The shore excursions are a true highlight of the Cuba Cruise experience. The 1st stop was in Antilla, a small port in Holguin, where we spent a day driving through beautiful rural countryside, visiting Fidel Castro’s hometown, enjoying lunch and a horseback ride or river swim and visiting a local farm, where we sampled everything from star fruit to sugar cane moonshine.

We celebrated Christmas Day in Santiago de Cuba, the country’s 2nd largest and most Caribbean city. We visited the amazing citadel of San Pedro de la Roca, a UNESCO World Heritage Site, and handed out bags of Christmas candy to kids in the main square. That brought squeals of delight and hugs and kisses from kids and parents alike.
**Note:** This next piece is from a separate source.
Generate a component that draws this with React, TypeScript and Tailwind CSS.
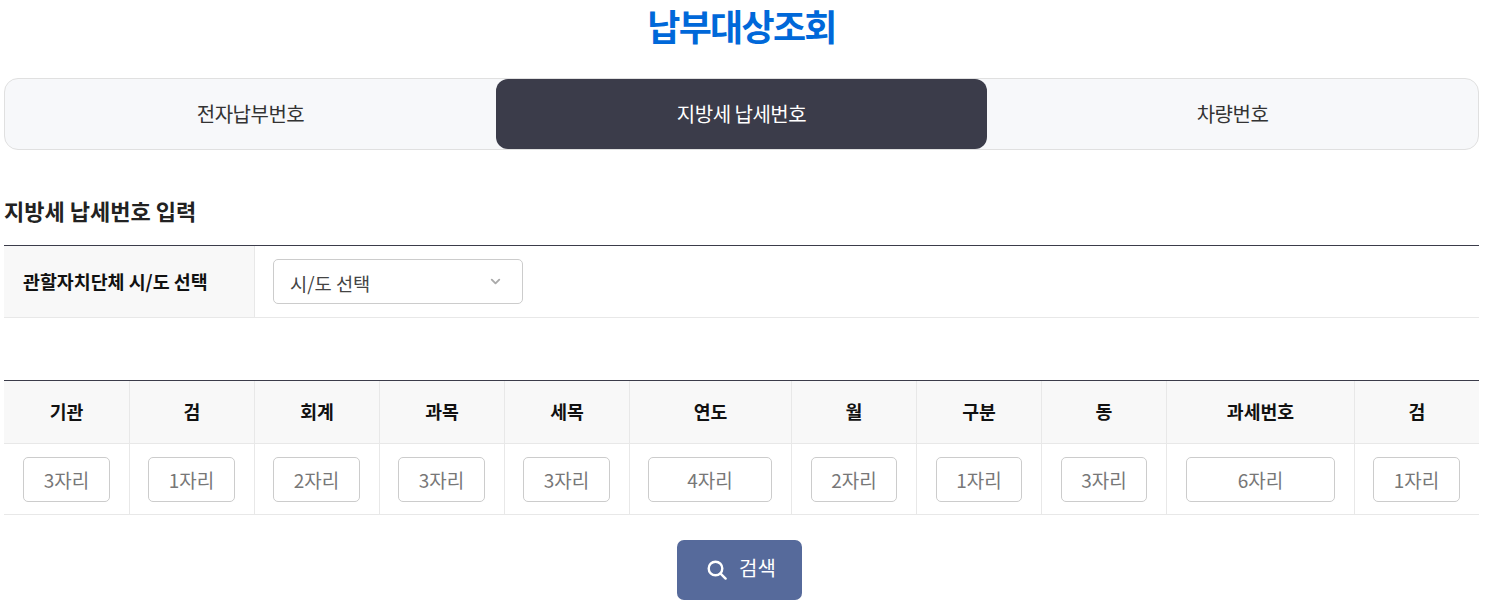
import React from 'react';
import { ChevronDown } from 'lucide-react';

const columns = [
  { label: '기관', hint: '3자리' },
  { label: '검', hint: '1자리' },
  { label: '회계', hint: '2자리' },
  { label: '과목', hint: '3자리' },
  { label: '세목', hint: '3자리' },
  { label: '연도', hint: '4자리' },
  { label: '월', hint: '2자리' },
  { label: '구분', hint: '1자리' },
  { label: '동', hint: '3자리' },
  { label: '과세번호', hint: '6자리' },
  { label: '검', hint: '1자리' },
];

const tabs = ['전자납부번호', '지방세 납세번호', '차량번호'];

export default function App() {
  return (
    <div className="h-[607px] overflow-hidden bg-white px-1 font-['Noto_Sans_CJK_KR','Noto_Sans',sans-serif] text-[#222]">
      <div className="w-[1475px]">
        <h1 className="h-[78px] pt-[2px] text-center text-[36px] leading-[46px] font-bold tracking-[-1.7px] text-[#0068d9]">
          납부대상조회
        </h1>

        {/* Tabs */}
        <div className="flex h-[72px] rounded-[14px] border border-[#e0e0e0] bg-[#f7f8fa]">
          {tabs.map((tab, i) => (
            <div
              key={tab}
              className={`flex flex-1 items-center justify-center rounded-[12px] text-[20px] tracking-[-0.5px] ${
                i === 1 ? 'bg-[#3b3c4a] text-white' : 'text-[#333]'
              }`}
            >
              {tab}
            </div>
          ))}
        </div>

        <h2 className="mt-[44px] h-[51px] text-[22px] leading-[32px] font-bold text-[#222]">
          지방세 납세번호 입력
        </h2>

        {/* Region select */}
        <div className="flex h-[73px] border-t border-b border-t-[#3b3c4a] border-b-[#e8e8e8]">
          <div className="flex w-[251px] items-center border-r border-[#e8e8e8] bg-[#f8f8f8] pl-[19px] text-[18.4px] font-bold text-[#111]">
            관할자치단체 시/도 선택
          </div>
          <div className="flex items-center pl-[18px]">
            <div className="flex h-[45px] w-[250px] items-center justify-between rounded-[5px] border border-[#cccccc] pr-[19px] pl-[16px] text-[18.7px] text-[#444]">
              <span className="pt-[4px]">시/도 선택</span>
              <ChevronDown className="h-[15px] w-[15px] text-[#aaa]" strokeWidth={3} />
            </div>
          </div>
        </div>

        {/* Tax number table */}
        <div className="mt-[62px] grid grid-cols-[126px_125px_125px_125px_125px_162px_125px_125px_125px_188px_124px] border-t border-[#3b3c4a]">
          {columns.map((col, i) => (
            <div
              key={i}
              className={`flex h-[63px] items-center justify-center border-b border-[#e8e8e8] bg-[#f8f8f8] text-[18.3px] font-bold text-[#111] ${
                i < columns.length - 1 ? 'border-r' : ''
              }`}
            >
              {col.label}
            </div>
          ))}
          {columns.map((col, i) => (
            <div
              key={i}
              className={`flex h-[71px] items-center border-b border-[#e8e8e8] pr-[19px] ${
                i === 0 || (i >= 6 && i <= 9) ? 'pl-[19px]' : 'pl-[18px]'
              } ${i < columns.length - 1 ? 'border-r' : ''}`}
            >
              <div className="flex h-[45px] w-full items-center justify-center rounded-[5px] border border-[#cccccc] pt-[3px] text-[19px] text-[#777]">
                {col.hint}
              </div>
            </div>
          ))}
        </div>

        <div className="mt-[25px] flex justify-center pr-[4px]">
          <button className="flex h-[60px] w-[125px] items-center justify-center gap-[12px] rounded-[7px] bg-[#566a9b] pb-[4px] pl-[4px] text-[20px] text-white">
            <svg viewBox="0 0 20 20" className="mt-[4px] h-[20px] w-[20px]" fill="none" stroke="currentColor" strokeWidth="2.4" strokeLinecap="round">
              <circle cx="8.5" cy="8.5" r="6.8" />
              <path d="M13.6 13.6L18.6 18.6" />
            </svg>
            검색
          </button>
        </div>
      </div>
    </div>
  );
}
Parkinson family in Santiago

Parkinson family in Santiago

The next 2 days saw our oldest son quarantined with influenza A, so mom and the younger boy set off to enjoy a beach day in Negril during the Mo’Bay stop and a nature tour in Cienfuegos. Dad stayed aboard to relax and take care of a disappointed young cruiser. When he was released from quarantine we were all able to enjoy some beach time and snorkelling at the remote beach at Punta Frances on the Isle of Youth.
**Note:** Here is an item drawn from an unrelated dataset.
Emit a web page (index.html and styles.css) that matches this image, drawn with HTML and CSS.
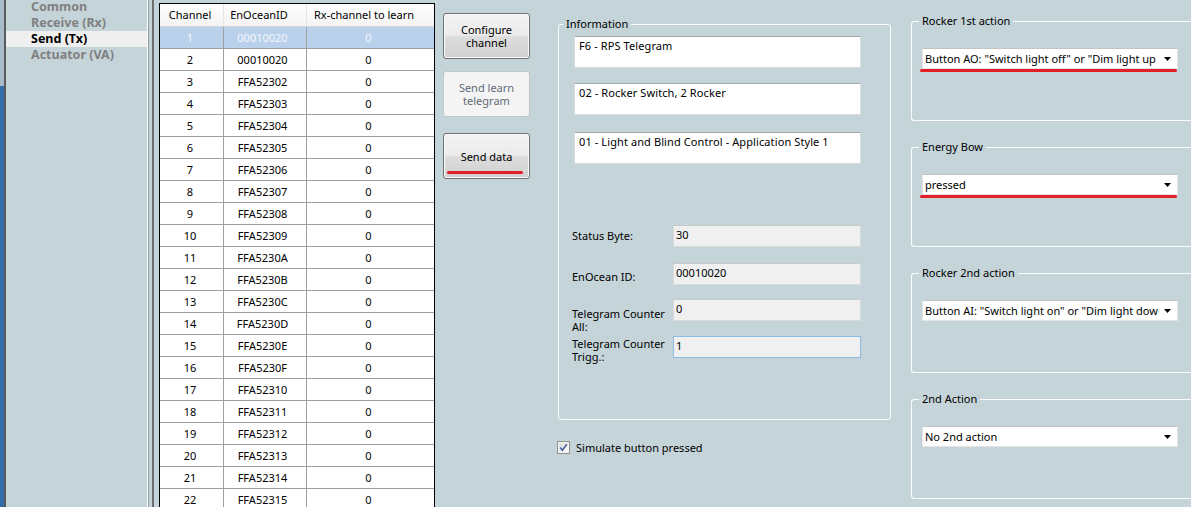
FILE: index.html
```html
<!DOCTYPE html>
<html>
<head>
<meta charset="utf-8">
<link rel="stylesheet" href="styles.css">
</head>
<body>
<div class="strip"></div>
<div class="nav">
  <div class="nav-item first">Common</div>
  <div class="nav-item">Receive (Rx)</div>
  <div class="nav-item active">Send (Tx)</div>
  <div class="nav-item">Actuator (VA)</div>
</div>
<div class="splitter"></div>

<div class="grid">
  <div class="ghead">
    <div class="hc c1">Channel</div>
    <div class="hc c2">EnOceanID</div>
    <div class="hc c3">Rx-channel to learn</div>
  </div>
  <div class="grow sel"><div class="gc c1">1</div><div class="gc c2">00010020</div><div class="gc c3">0</div></div>
  <div class="grow"><div class="gc c1">2</div><div class="gc c2">00010020</div><div class="gc c3">0</div></div>
  <div class="grow"><div class="gc c1">3</div><div class="gc c2">FFA52302</div><div class="gc c3">0</div></div>
  <div class="grow"><div class="gc c1">4</div><div class="gc c2">FFA52303</div><div class="gc c3">0</div></div>
  <div class="grow"><div class="gc c1">5</div><div class="gc c2">FFA52304</div><div class="gc c3">0</div></div>
  <div class="grow"><div class="gc c1">6</div><div class="gc c2">FFA52305</div><div class="gc c3">0</div></div>
  <div class="grow"><div class="gc c1">7</div><div class="gc c2">FFA52306</div><div class="gc c3">0</div></div>
  <div class="grow"><div class="gc c1">8</div><div class="gc c2">FFA52307</div><div class="gc c3">0</div></div>
  <div class="grow"><div class="gc c1">9</div><div class="gc c2">FFA52308</div><div class="gc c3">0</div></div>
  <div class="grow"><div class="gc c1">10</div><div class="gc c2">FFA52309</div><div class="gc c3">0</div></div>
  <div class="grow"><div class="gc c1">11</div><div class="gc c2">FFA5230A</div><div class="gc c3">0</div></div>
  <div class="grow"><div class="gc c1">12</div><div class="gc c2">FFA5230B</div><div class="gc c3">0</div></div>
  <div class="grow"><div class="gc c1">13</div><div class="gc c2">FFA5230C</div><div class="gc c3">0</div></div>
  <div class="grow"><div class="gc c1">14</div><div class="gc c2">FFA5230D</div><div class="gc c3">0</div></div>
  <div class="grow"><div class="gc c1">15</div><div class="gc c2">FFA5230E</div><div class="gc c3">0</div></div>
  <div class="grow"><div class="gc c1">16</div><div class="gc c2">FFA5230F</div><div class="gc c3">0</div></div>
  <div class="grow"><div class="gc c1">17</div><div class="gc c2">FFA52310</div><div class="gc c3">0</div></div>
  <div class="grow"><div class="gc c1">18</div><div class="gc c2">FFA52311</div><div class="gc c3">0</div></div>
  <div class="grow"><div class="gc c1">19</div><div class="gc c2">FFA52312</div><div class="gc c3">0</div></div>
  <div class="grow"><div class="gc c1">20</div><div class="gc c2">FFA52313</div><div class="gc c3">0</div></div>
  <div class="grow"><div class="gc c1">21</div><div class="gc c2">FFA52314</div><div class="gc c3">0</div></div>
  <div class="grow"><div class="gc c1">22</div><div class="gc c2">FFA52315</div><div class="gc c3">0</div></div>
</div>

<div class="buttons">
  <div class="btn b1">Configure<br>channel</div>
  <div class="btn b2 disabled">Send learn<br>telegram</div>
  <div class="btn b3">Send data<span class="redmark"></span></div>
</div>

<div class="infocol">
  <div class="group info">
    <div class="legend">Information</div>
    <div class="tbox t1">F6 - RPS Telegram</div>
    <div class="tbox t2">02 - Rocker Switch, 2 Rocker</div>
    <div class="tbox t3">01 - Light and Blind Control - Application Style 1</div>
    <div class="frow r1"><div class="flabel">Status Byte:</div><div class="field">30</div></div>
    <div class="frow r2"><div class="flabel">EnOcean ID:</div><div class="field">00010020</div></div>
    <div class="frow r3"><div class="flabel">Telegram Counter<br>All:</div><div class="field">0</div></div>
    <div class="frow r4"><div class="flabel">Telegram Counter<br>Trigg.:</div><div class="field focus">1</div></div>
  </div>
  <div class="check">
    <svg class="cbox" width="13" height="13" viewBox="0 0 13 13">
      <defs><linearGradient id="cg" x1="0" y1="0" x2="1" y2="1"><stop offset="0" stop-color="#dcdcdc"/><stop offset="1" stop-color="#fbfbfb"/></linearGradient></defs>
      <rect x="0.5" y="0.5" width="12" height="12" fill="#f4f4f4" stroke="#8e8f8f"/>
      <rect x="2" y="2" width="9" height="9" fill="url(#cg)"/>
      <path d="M3.2 6.6 L5.4 9.2 L9.8 3.2" fill="none" stroke="#4a5f97" stroke-width="1.6"/>
    </svg>
    <span>Simulate button pressed</span>
  </div>
</div>

<div class="rightcol">
  <div class="group rg">
    <div class="legend">Rocker 1st action</div>
    <div class="combo"><span class="ctext">Button AO: "Switch light off" or "Dim light up</span><svg class="arrow" width="7" height="4" viewBox="0 0 7 4"><path d="M0 0 H7 L3.5 4 Z" fill="#000"/></svg></div>
    <div class="redline"></div>
  </div>
  <div class="group rg">
    <div class="legend">Energy Bow</div>
    <div class="combo"><span class="ctext">pressed</span><svg class="arrow" width="7" height="4" viewBox="0 0 7 4"><path d="M0 0 H7 L3.5 4 Z" fill="#000"/></svg></div>
    <div class="redline"></div>
  </div>
  <div class="group rg">
    <div class="legend">Rocker 2nd action</div>
    <div class="combo"><span class="ctext">Button AI: "Switch light on" or "Dim light dow</span><svg class="arrow" width="7" height="4" viewBox="0 0 7 4"><path d="M0 0 H7 L3.5 4 Z" fill="#000"/></svg></div>
  </div>
  <div class="group rg">
    <div class="legend">2nd Action</div>
    <div class="combo"><span class="ctext">No 2nd action</span><svg class="arrow" width="7" height="4" viewBox="0 0 7 4"><path d="M0 0 H7 L3.5 4 Z" fill="#000"/></svg></div>
  </div>
</div>
</body>
</html>
```
FILE: styles.css
```css
* { box-sizing: border-box; }
html, body { margin: 0; padding: 0; }
body {
  width: 1191px;
  height: 507px;
  overflow: hidden;
  background: #c5d4d9;
  font-family: "Noto Sans", "Open Sans", sans-serif;
  font-size: 11px;
  color: #000;
  display: flex;
  align-items: flex-start;
}

.strip {
  width: 6px;
  height: 507px;
  flex: none;
  background: linear-gradient(to bottom, #a9bccb 0, #a9bccb 86px, #2f6eab 86px);
  border-right: 2px solid #5b5b5b;
}

.nav { width: 141px; height: 507px; flex: none; }
.nav-item {
  height: 16px;
  line-height: 16px;
  padding-left: 25px;
  font-weight: bold;
  font-size: 12.5px;
  color: #808080;
}
.nav-item.first { margin-top: -1px; }
.nav-item.active { background: #efefef; color: #000; }

.splitter {
  width: 12px;
  height: 507px;
  flex: none;
  background: linear-gradient(to right, #ffffff 0 1px, #8d9ca3 1px 2px, #c5d4d9 2px 5px, #6e6e6e 5px 7px, #c5d4d9 7px 12px);
}

/* data grid */
.grid {
  width: 276px;
  height: 520px;
  flex: none;
  margin-top: 3px;
  border: 1px solid #000;
  background: #fff;
  overflow: hidden;
}
.ghead, .grow {
  display: grid;
  grid-template-columns: 64px 83px 127px;
}
.ghead {
  height: 23px;
  border-bottom: 1px solid #d5d5d5;
  background: linear-gradient(to bottom, #ffffff, #f3f3f3);
}
.hc {
  line-height: 22px;
  text-align: center;
  border-right: 1px solid #e6e6e6;
}
.hc.c1 { padding-right: 3px; }
.hc.c2 { padding-right: 12px; }
.hc.c3 { padding-right: 13px; border-right: none; }
.grow {
  height: 22px;
  border-bottom: 1px solid #a0a0a0;
}
.gc {
  line-height: 21px;
  text-align: center;
  border-right: 1px solid #a0a0a0;
  padding-right: 3px;
}
.gc.c2 { padding-right: 5px; }
.gc.c3 { border-right: none; padding-right: 4px; }
.grow.sel { background: #b9d1ea; color: #f4f7fb; }

/* buttons */
.buttons {
  width: 87px;
  flex: none;
  margin-left: 8px;
  margin-top: 13px;
  display: flex;
  flex-direction: column;
}
.btn {
  position: relative;
  height: 46px;
  border: 1px solid #707070;
  border-radius: 3px;
  background: linear-gradient(to bottom, #f3f3f3 0%, #ebebeb 48%, #dddddd 52%, #d0d0d0 100%);
  box-shadow: inset 0 0 0 1px #fbfbfb;
  display: flex;
  align-items: center;
  justify-content: center;
  text-align: center;
  line-height: 13px;
}
.btn.b2 { margin-top: 12px; }
.btn.b3 { margin-top: 16px; }
.btn.disabled {
  background: #f4f4f4;
  border-color: #c2c6c8;
  box-shadow: none;
  color: #5f6b74;
}
.redmark {
  position: absolute;
  left: 3px;
  top: 37px;
  width: 76px;
  height: 3px;
  border-radius: 2px;
  background: #e41e26;
}

/* group boxes */
.group {
  position: relative;
  border: 1px solid #fbfdfd;
  border-radius: 3px;
}
.legend {
  position: absolute;
  top: -9px;
  left: 4px;
  padding: 0 3px;
  line-height: 16px;
  background: #c5d4d9;
  white-space: nowrap;
}

.infocol {
  width: 333px;
  flex: none;
  margin-left: 28px;
  margin-top: 24px;
}
.info {
  height: 396px;
  padding-left: 13px;
}
.tbox {
  width: 287px;
  height: 32px;
  margin-left: 2px;
  background: #fff;
  border: 1px solid #dcdcdc;
  border-top-color: #a7a7a7;
  padding: 2px 0 0 4px;
  line-height: 14px;
  letter-spacing: 0.1px;
}
.tbox.t1 { margin-top: 11px; }
.tbox.t2 { margin-top: 15px; }
.tbox.t3 { margin-top: 17px; }

.frow {
  display: flex;
  height: 22px;
}
.frow.r1 { margin-top: 61px; }
.frow.r2 { margin-top: 16px; }
.frow.r3 { margin-top: 14px; }
.frow.r4 { margin-top: 15px; }
.flabel {
  width: 101px;
  flex: none;
  line-height: 13px;
  white-space: nowrap;
}
.r1 .flabel { padding-top: 4px; }
.r2 .flabel { padding-top: 7px; }
.r3 .flabel { padding-top: 8px; }
.r4 .flabel { padding-top: 1px; }
.field {
  width: 188px;
  height: 22px;
  background: #f0f0f0;
  border: 1px solid #dadada;
  border-top-color: #c9c9c9;
  padding: 2px 0 0 2px;
  line-height: 14px;
}
.field.focus { border-color: #8cbbe6; }

.check {
  display: flex;
  align-items: center;
  margin-top: 21px;
  margin-left: -1px;
  height: 13px;
}
.cbox { flex: none; display: block; }
.check span { margin-left: 6px; line-height: 13px; }

/* right column */
.rightcol {
  width: 300px;
  flex: none;
  margin-left: 20px;
  margin-top: 21px;
}
.rg {
  height: 100px;
  margin-bottom: 26px;
  padding-top: 26px;
  padding-left: 10px;
  border-right: none;
}
.rg .legend { left: 7px; }
.combo {
  width: 256px;
  height: 21px;
  background: #fff;
  border: 1px solid #e4e4e4;
  border-top-color: #c3c3c3;
  display: flex;
  align-items: center;
  padding-left: 2px;
  padding-right: 6px;
}
.ctext {
  flex: 1;
  white-space: nowrap;
  line-height: 19px;
  margin-right: 4px;
}
.arrow { flex: none; display: block; }
.redline {
  width: 257px;
  height: 3px;
  margin-left: -2px;
  border-radius: 2px;
  background: #e41e26;
}
```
The next day brought us full circle to Havana. We all agreed we’d happily stay on and do it all over again if we could. There was great news at the airport, however, as TS had been forced to switch to an A330 because of a large group on the way down. Flight attendants greeted us with the unusual advice to “pick a row, any row – there’s one for everyone.”

For cruisers seeking the modern mega-ship amenities, Cuba Cruise might not be the ticket. But for anyone looking for a value-priced, destination-focused experience with a friendly crew and quality entertainment and cuisine, Cuba Cruise and the Louis Cristal have lots to offer. With potentially rapid change on the horizon, now is the perfect time to recommend this unique way of seeing Cuba.